Small business owners who have trouble getting a PPP loan should investigate other options, too. Todd McCracken, president of the National Small Business Association, recommends the SBA’s Economic Injury Disaster Loan program, which is receiving an additional $50 billion through the new legislation and can cover expenses like payroll and rent.
“They’re not forgivable, but there’s a low interest rate and good repayment terms,” says McCracken. “So for companies that feel optimistic about their long-term future, [but] they need some help right now, a loan might make sense.”
Will this round of PPP loans meet all the demand?
Probably not. While many additional businesses will likely get PPP funding this time around, some businesses will likely be left behind — especially those that did not have a preexisting relationship with a bank, are slow to apply to the program, or are new, like Petersen’s business.
Hamilton, the economics professor, says that while there’s a “huge amount of additional money available,” small business owners should know that “we don’t know if it will last.” His advice? “Get there as quickly as you can,” he says.
Hamilton adds that he believed from the beginning that the PPP’s initial $349 billion in funding would be insufficient. He estimated that covering all payrolls for businesses with fewer than 500 employees would take about $600 billion, assuming every single firm borrowed the maximum possible amount.
Even still, Hamilton was shocked when the original funding ran out in just two weeks. To him, that was a sign that PPP money is leaking away — likely, he believes, due to loopholes in the program allowing firms not traditionally thought of as small businesses to access PPP loans.
“Given that we know the set of firms is larger than we originally expected, even 600 billion in total is likely to be underfunded,” says Hamilton. “We don’t know how much it’s underfunded. It’s very difficult to know that number. The rules of the scheme are so complicated — it’s very difficult to determine exactly which firms are eligible, [and] therefore to determine how much money we’re going to need to cover all of those.”

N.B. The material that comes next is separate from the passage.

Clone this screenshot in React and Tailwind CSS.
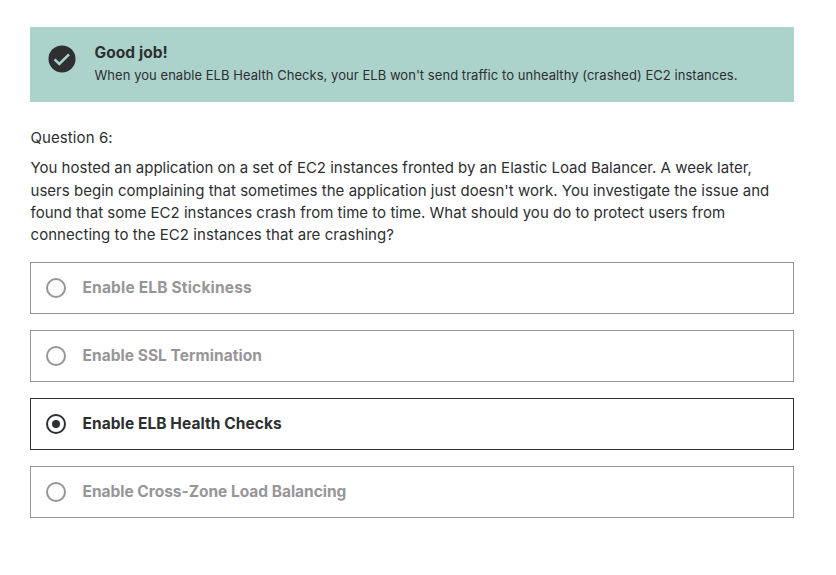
import React from "react";

const options = [
  { label: "Enable ELB Stickiness", tracking: "tracking-[0.18px]" },
  { label: "Enable SSL Termination", tracking: "tracking-[0.04px]" },
  { label: "Enable ELB Health Checks", tracking: "tracking-[0.07px]", selected: true },
  { label: "Enable Cross-Zone Load Balancing", tracking: "tracking-[-0.02px]" },
];

function Radio({ selected }) {
  return (
    <svg viewBox="0 0 20 20" className="h-5 w-5 shrink-0" fill="none">
      <circle cx="10" cy="10" r="9" stroke="currentColor" strokeWidth="2" />
      {selected && <circle cx="10" cy="10" r="4" fill="currentColor" />}
    </svg>
  );
}

function Option({ label, tracking, selected }) {
  return (
    <div
      className={`flex h-[52px] items-center gap-[16.5px] border pl-[15px] ${
        selected ? "border-[#2d2f31] text-[#2d2f31]" : "border-[#969697] text-[#969697]"
      }`}
    >
      <Radio selected={selected} />
      <span className={`whitespace-nowrap text-[15.5px] font-bold leading-[22px] ${tracking}`}>{label}</span>
    </div>
  );
}

export default function App() {
  return (
    <main className="min-h-[575px] bg-white pl-[30px] pr-[42px] pt-[27px] font-['Inter','Liberation_Sans',sans-serif] text-[#2d2f31]">
      <section className="flex h-[75px] bg-[#acd2cc] pl-[18px] pt-[15px]">
        <svg viewBox="0 0 28 28" className="mt-[3px] h-7 w-7 shrink-0" fill="none">
          <circle cx="14" cy="13.9" r="13.5" fill="#2d2f31" />
          <path d="M6.6 14.4l4.7 4.6 9.7-9.6" stroke="#acd2cc" strokeWidth="2.5" />
        </svg>
        <div className="ml-[18.5px] whitespace-nowrap">
          <h2 className="text-[15.5px] font-bold leading-[22px] tracking-[0.06px]">Good job!</h2>
          <p className="text-[13px] leading-[22px] tracking-[0.045px]">
            When you enable ELB Health Checks, your ELB won't send traffic to unhealthy (crashed) EC2 instances.
          </p>
        </div>
      </section>
      <p className="ml-[0.5px] mt-[25px] text-[15px] leading-[22px] tracking-[0.09px]">Question 6:</p>
      <p className="ml-[0.5px] mt-[8.2px] whitespace-nowrap text-[15px] leading-[22.4px]">
        <span className="block">You hosted an application on a set of EC2 instances fronted by an Elastic Load Balancer. A week later,</span>
        <span className="block tracking-[0.028px]">users begin complaining that sometimes the application just doesn't work. You investigate the issue and</span>
        <span className="block tracking-[0.026px]">found that some EC2 instances crash from time to time. What should you do to protect users from</span>
        <span className="block tracking-[0.06px]">connecting to the EC2 instances that are crashing?</span>
      </p>
      <div className="mt-[15.2px] flex flex-col gap-4">
        {options.map((o) => (
          <Option key={o.label} {...o} />
        ))}
      </div>
    </main>
  );
}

Even substantial PPP loans may not be enough money to help some small businesses survive in the long term. The program is only intended to cover payroll costs for eight weeks, and it remains unclear how long many businesses will remain shuttered or otherwise limited amid the COVID-19 outbreak.
Some experts also say that PPP is less helpful for extremely small businesses with only a few employees, especially if they spend more on costs like rent rather than payroll.
I applied for a PPP loan during the last round, but I never received money. Do I need to apply again?
Most businesses that have already applied for PPP should not need to re-apply. However, small business owners should contact the bank they’re working with to double-check that their documents are in order and the status of their application. Any necessary changes could push applicants to the back fo the line, says Suzuki.
“A lot of the banks have maintained the order that the queue was in, and as soon as it’s signed by the President, they will start processing things again,” he says. “The people that had their applications in and were prepared last time but just got cut off early will be able to get processed without additional work.”